For regional stakeholders across Southeast Asia, the EU's approach to regulating technology giants offers important lessons regarding the feasibility and consequences of challenging market dominance. As companies like Google, Meta, and Amazon expand their influence throughout the region, regulators in Malaysia and neighbouring countries increasingly confront questions about whether similar enforcement mechanisms might be necessary domestically. The EU precedents demonstrate that substantial fines and mandatory business restructuring remain viable tools for addressing anticompetitive conduct, though implementing such measures requires sustained political will, sophisticated regulatory expertise, and tolerance for extended legal battles with well-resourced multinational corporations.

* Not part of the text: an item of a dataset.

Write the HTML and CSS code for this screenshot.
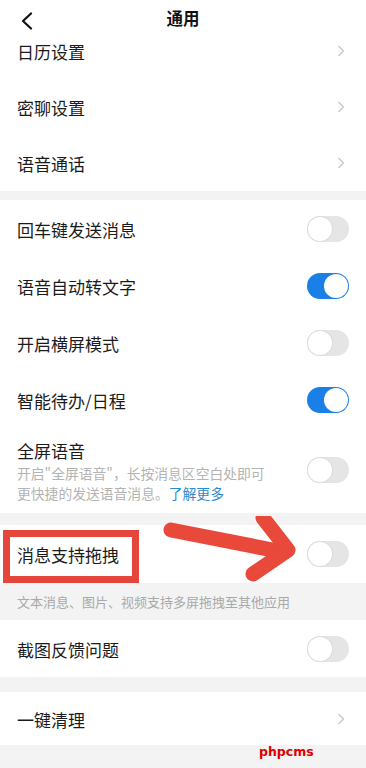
FILE: index.html
```html
<!DOCTYPE html>
<html lang="zh-CN">
<head>
<meta charset="utf-8">
<title>通用</title>
<link rel="stylesheet" href="styles.css">
</head>
<body>
<div class="page">
  <header class="topbar">
    <svg class="back" width="14" height="18" viewBox="0 0 14 18"><path d="M11 1.5 L3 9 L11 16.5" fill="none" stroke="#111" stroke-width="2.2" stroke-linecap="round" stroke-linejoin="round"/></svg>
    <h1 class="title">通用</h1>
  </header>

  <section class="group">
    <div class="row r56"><span class="label">日历设置</span><svg class="chev" width="8" height="12" viewBox="0 0 8 12"><path d="M1.5 1 L6.5 6 L1.5 11" fill="none" stroke="#c9c9c9" stroke-width="1.4"/></svg></div>
    <div class="row r56"><span class="label">密聊设置</span><svg class="chev" width="8" height="12" viewBox="0 0 8 12"><path d="M1.5 1 L6.5 6 L1.5 11" fill="none" stroke="#c9c9c9" stroke-width="1.4"/></svg></div>
    <div class="row r56"><span class="label">语音通话</span><svg class="chev" width="8" height="12" viewBox="0 0 8 12"><path d="M1.5 1 L6.5 6 L1.5 11" fill="none" stroke="#c9c9c9" stroke-width="1.4"/></svg></div>
  </section>

  <section class="group gap9">
    <div class="row r57"><span class="label">回车键发送消息</span><span class="switch"></span></div>
    <div class="row r57"><span class="label">语音自动转文字</span><span class="switch on"></span></div>
    <div class="row r57"><span class="label">开启横屏模式</span><span class="switch"></span></div>
    <div class="row r57"><span class="label">智能待办/日程</span><span class="switch on"></span></div>
    <div class="row tall">
      <div class="textcol">
        <span class="label">全屏语音</span>
        <span class="sub">开启"全屏语音"，长按消息区空白处即可</span>
        <span class="sub">更快捷的发送语音消息。<span class="link">了解更多</span></span>
      </div>
      <span class="switch"></span>
    </div>
  </section>

  <section class="group gap12">
    <div class="row r58 marked">
      <span class="label">消息支持拖拽</span><span class="switch"></span>
      <span class="redbox"></span>
      <svg class="arrow" width="150" height="75" viewBox="0 0 150 75"><g fill="none" stroke="#e8493b" stroke-width="15" stroke-linecap="round" stroke-linejoin="round"><path d="M18 14 L130 36"/><path d="M110 2 L135 34 L100 58"/></g></svg>
    </div>
  </section>
  <p class="desc">文本消息、图片、视频支持多屏拖拽至其他应用</p>

  <section class="group">
    <div class="row r57"><span class="label">截图反馈问题</span><span class="switch"></span></div>
  </section>

  <section class="group gap15">
    <div class="row r53"><span class="label">一键清理</span><svg class="chev" width="8" height="12" viewBox="0 0 8 12"><path d="M1.5 1 L6.5 6 L1.5 11" fill="none" stroke="#c9c9c9" stroke-width="1.4"/></svg></div>
  </section>

  <span class="watermark">phpcms</span>
</div>
</body>
</html>
```

FILE: styles.css
```css
* { box-sizing: border-box; }
html, body { margin: 0; padding: 0; }
body {
  background: #f3f3f3;
  font-family: "Noto Sans CJK SC", "Noto Sans", sans-serif;
  color: #1b1b1b;
}
.page {
  position: relative;
  width: 366px;
  height: 768px;
  overflow: hidden;
  padding-top: 23px;
  background: #f3f3f3;
}
.topbar {
  position: absolute;
  top: 0;
  left: 0;
  right: 0;
  height: 38px;
  background: #fff;
  z-index: 2;
  display: flex;
  align-items: center;
  justify-content: center;
}
.back {
  position: absolute;
  left: 20px;
  top: 12px;
}
.title {
  margin: 0;
  font-size: 16.5px;
  font-weight: 700;
  line-height: 24px;
  margin-top: -3px;
  color: #111;
}
.group { background: #fff; }
.gap9 { margin-top: 9px; }
.gap12 { margin-top: 12px; }
.gap15 { margin-top: 15px; }
.row {
  display: flex;
  align-items: center;
  justify-content: space-between;
  padding: 0 17px;
}
.r53 { height: 53px; }
.r56 { height: 56px; }
.r57 { height: 57px; }
.r58 { height: 58px; }
.label {
  font-size: 17px;
  line-height: 24px;
  padding-top: 2px;
}
.chev { margin-right: 4px; }
.tall {
  height: 85px;
  padding-top: 9px;
  padding-bottom: 10px;
}
.textcol { display: flex; flex-direction: column; }
.sub {
  display: block;
  height: 20px;
  font-size: 13.8px;
  line-height: 20px;
  color: #b3b3b3;
  white-space: nowrap;
}
.link { color: #2a8bcf; }
.switch {
  position: relative;
  width: 42px;
  height: 26px;
  border-radius: 13px;
  background: #e5e5e5;
  flex: none;
}
.switch::after {
  content: "";
  position: absolute;
  left: 1px;
  top: 1px;
  width: 24px;
  height: 24px;
  border-radius: 50%;
  background: #fff;
  box-shadow: 0 0 0 1px #dcdcdc;
}
.switch.on { background: #1a7fe6; }
.switch.on::after {
  left: 17px;
  box-shadow: none;
}
.marked { position: relative; }
.redbox {
  position: absolute;
  left: 3px;
  top: 5px;
  width: 136px;
  height: 53px;
  border: 7px solid #e4463c;
  pointer-events: none;
}
.arrow {
  position: absolute;
  left: 153px;
  top: -9px;
}
.desc {
  margin: 0;
  height: 37px;
  padding: 0 17px;
  font-size: 13px;
  line-height: 37px;
  color: #a9a9a9;
}
.watermark {
  position: absolute;
  left: 259px;
  top: 744px;
  font-family: "DejaVu Sans", sans-serif;
  font-weight: 700;
  font-size: 12.5px;
  color: #e00000;
}
```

The broader significance of this ruling extends to how competition authorities globally may approach digital markets where network effects and data advantages create unprecedented barriers to entry for potential competitors. The EU has positioned itself at the vanguard of technology regulation, establishing a framework that other jurisdictions may eventually emulate. Whether through fines, mandated interoperability requirements, or prospective regulatory obligations under mechanisms like the DMA, the bloc has signalled that technological dominance does not shield companies from accountability. For consumers and businesses throughout Southeast Asia, these developments suggest that the era of relatively unregulated technology platform expansion may be drawing toward a close, with profound consequences for how digital markets will function in coming years.